Music of the future – a showcase featuring some of the bands contributing to Skellefteå's musical future.
Location: Sara kulturhus, Saturday, January 20
In the bands' own words:
Röda Naglar – an all-female punk band in Skellefteå, distinguished by raw sounds and energetic vocals. Their message of feminism aims to empower all girls to stand up for themselves.
Kjells Bänk – a blend of garage rock, punk, and indie rock delivered with energy and stage presence.
Hök – music in Swedish. Described as "light-dark," with sweeping guitar sounds accompanied by serious lyrics.
Soulmate Society – inspired by the 70s and soul, they explore uncharted territory to find their own soul-inspired modern sound.

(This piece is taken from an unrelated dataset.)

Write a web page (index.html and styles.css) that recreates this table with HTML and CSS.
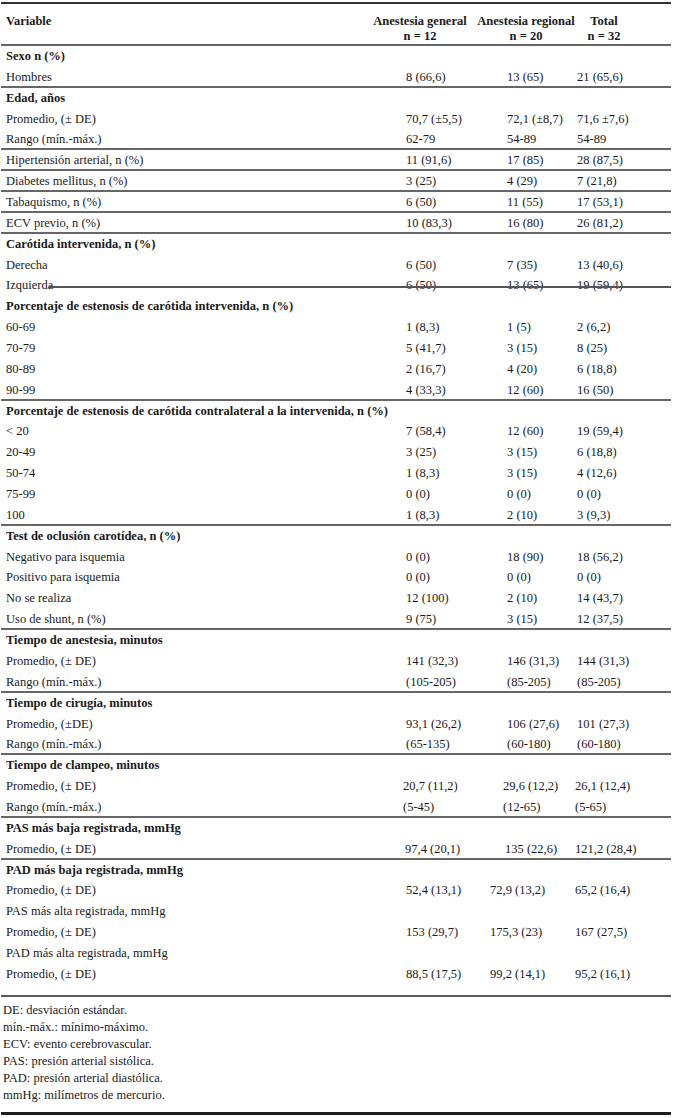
FILE: index.html
```html
<!DOCTYPE html>
<html lang="es">
<head>
<meta charset="utf-8">
<title>Tabla</title>
<link rel="stylesheet" href="styles.css">
</head>
<body>
<div class="table">
  <div class="head">
    <div class="h-label">Variable</div>
    <div class="h-col">Anestesia general<br>n = 12</div>
    <div class="h-col">Anestesia regional<br>n = 20</div>
    <div class="h-col">Total<br>n = 32</div>
  </div>
  <div class="body">
    <div class="row section"><div class="label">Sexo n (%)</div></div>
    <div class="row ruled"><div class="label">Hombres</div><div>8 (66,6)</div><div>13 (65)</div><div>21 (65,6)</div></div>
    <div class="row section"><div class="label">Edad, años</div></div>
    <div class="row"><div class="label">Promedio, (± DE)</div><div>70,7 (±5,5)</div><div>72,1 (±8,7)</div><div>71,6 ±7,6)</div></div>
    <div class="row ruled"><div class="label">Rango (mín.-máx.)</div><div>62-79</div><div>54-89</div><div>54-89</div></div>
    <div class="row ruled"><div class="label">Hipertensión arterial, n (%)</div><div>11 (91,6)</div><div>17 (85)</div><div>28 (87,5)</div></div>
    <div class="row ruled"><div class="label">Diabetes mellitus, n (%)</div><div>3 (25)</div><div>4 (29)</div><div>7 (21,8)</div></div>
    <div class="row ruled"><div class="label">Tabaquismo, n (%)</div><div>6 (50)</div><div>11 (55)</div><div>17 (53,1)</div></div>
    <div class="row ruled"><div class="label">ECV previo, n (%)</div><div>10 (83,3)</div><div>16 (80)</div><div>26 (81,2)</div></div>
    <div class="row section"><div class="label">Carótida intervenida, n (%)</div></div>
    <div class="row"><div class="label">Derecha</div><div>6 (50)</div><div>7 (35)</div><div>13 (40,6)</div></div>
    <div class="row struck"><div class="label">Izquierda</div><div>6 (50)</div><div>13 (65)</div><div>19 (59,4)</div></div>
    <div class="row section"><div class="label">Porcentaje de estenosis de carótida intervenida, n (%)</div></div>
    <div class="row"><div class="label">60-69</div><div>1 (8,3)</div><div>1 (5)</div><div>2 (6,2)</div></div>
    <div class="row"><div class="label">70-79</div><div>5 (41,7)</div><div>3 (15)</div><div>8 (25)</div></div>
    <div class="row"><div class="label">80-89</div><div>2 (16,7)</div><div>4 (20)</div><div>6 (18,8)</div></div>
    <div class="row ruled"><div class="label">90-99</div><div>4 (33,3)</div><div>12 (60)</div><div>16 (50)</div></div>
    <div class="row section"><div class="label">Porcentaje de estenosis de carótida contralateral a la intervenida, n (%)</div></div>
    <div class="row"><div class="label">&lt; 20</div><div>7 (58,4)</div><div>12 (60)</div><div>19 (59,4)</div></div>
    <div class="row"><div class="label">20-49</div><div>3 (25)</div><div>3 (15)</div><div>6 (18,8)</div></div>
    <div class="row"><div class="label">50-74</div><div>1 (8,3)</div><div>3 (15)</div><div>4 (12,6)</div></div>
    <div class="row"><div class="label">75-99</div><div>0 (0)</div><div>0 (0)</div><div>0 (0)</div></div>
    <div class="row ruled"><div class="label">100</div><div>1 (8,3)</div><div>2 (10)</div><div>3 (9,3)</div></div>
    <div class="row section"><div class="label">Test de oclusión carotídea, n (%)</div></div>
    <div class="row"><div class="label">Negativo para isquemia</div><div>0 (0)</div><div>18 (90)</div><div>18 (56,2)</div></div>
    <div class="row"><div class="label">Positivo para isquemia</div><div>0 (0)</div><div>0 (0)</div><div>0 (0)</div></div>
    <div class="row"><div class="label">No se realiza</div><div>12 (100)</div><div>2 (10)</div><div>14 (43,7)</div></div>
    <div class="row ruled"><div class="label">Uso de shunt, n (%)</div><div>9 (75)</div><div>3 (15)</div><div>12 (37,5)</div></div>
    <div class="row section"><div class="label">Tiempo de anestesia, minutos</div></div>
    <div class="row"><div class="label">Promedio, (± DE)</div><div>141 (32,3)</div><div>146 (31,3)</div><div>144 (31,3)</div></div>
    <div class="row ruled"><div class="label">Rango (mín.-máx.)</div><div>(105-205)</div><div>(85-205)</div><div>(85-205)</div></div>
    <div class="row section"><div class="label">Tiempo de cirugía, minutos</div></div>
    <div class="row"><div class="label">Promedio, (±DE)</div><div>93,1 (26,2)</div><div>106 (27,6)</div><div>101 (27,3)</div></div>
    <div class="row ruled"><div class="label">Rango (mín.-máx.)</div><div>(65-135)</div><div>(60-180)</div><div>(60-180)</div></div>
    <div class="row section"><div class="label">Tiempo de clampeo, minutos</div></div>
    <div class="row clamp"><div class="label">Promedio, (± DE)</div><div>20,7 (11,2)</div><div>29,6 (12,2)</div><div>26,1 (12,4)</div></div>
    <div class="row clamp ruled"><div class="label">Rango (mín.-máx.)</div><div>(5-45)</div><div>(12-65)</div><div>(5-65)</div></div>
    <div class="row section"><div class="label">PAS más baja registrada, mmHg</div></div>
    <div class="row low ruled"><div class="label">Promedio, (± DE)</div><div>97,4 (20,1)</div><div>135 (22,6)</div><div>121,2 (28,4)</div></div>
    <div class="row section"><div class="label">PAD más baja registrada, mmHg</div></div>
    <div class="row pad"><div class="label">Promedio, (± DE)</div><div>52,4 (13,1)</div><div>72,9 (13,2)</div><div>65,2 (16,4)</div></div>
    <div class="row plain"><div class="label">PAS más alta registrada, mmHg</div></div>
    <div class="row pad"><div class="label">Promedio, (± DE)</div><div>153 (29,7)</div><div>175,3 (23)</div><div>167 (27,5)</div></div>
    <div class="row plain"><div class="label">PAD más alta registrada, mmHg</div></div>
    <div class="row pad"><div class="label">Promedio, (± DE)</div><div>88,5 (17,5)</div><div>99,2 (14,1)</div><div>95,2 (16,1)</div></div>
  </div>
  <div class="notes">
    <p>DE: desviación estándar.</p>
    <p>mín.-máx.: mínimo-máximo.</p>
    <p>ECV: evento cerebrovascular.</p>
    <p>PAS: presión arterial sistólica.</p>
    <p>PAD: presión arterial diastólica.</p>
    <p>mmHg: milímetros de mercurio.</p>
  </div>
</div>
</body>
</html>
```

FILE: styles.css
```css
html, body {
  margin: 0;
  padding: 0;
  background: #ffffff;
}

body {
  font-family: "Liberation Serif", "Times New Roman", serif;
  font-size: 12.5px;
  color: #1a1a1a;
}

.table {
  width: 670px;
  margin: 2px 0 0 1px;
  border-top: 2px solid #333333;
}

.head {
  display: grid;
  grid-template-columns: 369px 100px 112px 44px;
  padding: 10px 0 1px;
  border-bottom: 2px solid #666666;
  font-weight: bold;
  line-height: 14.5px;
}

.h-label {
  padding-left: 5px;
}

.h-col {
  text-align: center;
  white-space: nowrap;
}

.body {
  padding-bottom: 10px;
  border-bottom: 2px solid #5c5c5c;
}

.row {
  position: relative;
  display: grid;
  grid-template-columns: 405px 101px 70px 1fr;
  height: 20.86px;
  line-height: 20.86px;
  white-space: nowrap;
}

.row .label {
  padding-left: 5px;
}

.row.section .label,
.row.plain .label {
  grid-column: 1 / -1;
}

.row.section .label {
  font-weight: bold;
}

.row.ruled {
  box-shadow: inset 0 -2px 0 #666666;
}

.row.struck::after {
  content: "";
  position: absolute;
  left: 48px;
  right: 0;
  top: 11px;
  height: 2px;
  background: #555555;
}

.row.clamp {
  grid-template-columns: 402px 100px 72px 1fr;
}

.row.low {
  grid-template-columns: 404px 100px 70px 1fr;
}

.row.pad {
  grid-template-columns: 405px 84px 85px 1fr;
}

.notes {
  padding: 5px 0 8px 2px;
  border-bottom: 3px solid #1e1e1e;
}

.notes p {
  margin: 0;
  line-height: 17.1px;
}
```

Barons Court – a hard rock band rooted in Burträsk, releasing their first album in 2022 and continuing their musical journey.
High school students have free admission: A limited number of tickets (300) are available at Skellefteå Tourist Center, first come, first served.
A panel discussion about the future of the music scene will take place earlier in the day.
"Skellefteå Musikaliska invites you to a day with a collective effort to support the development of the future music scene in Skellefteå."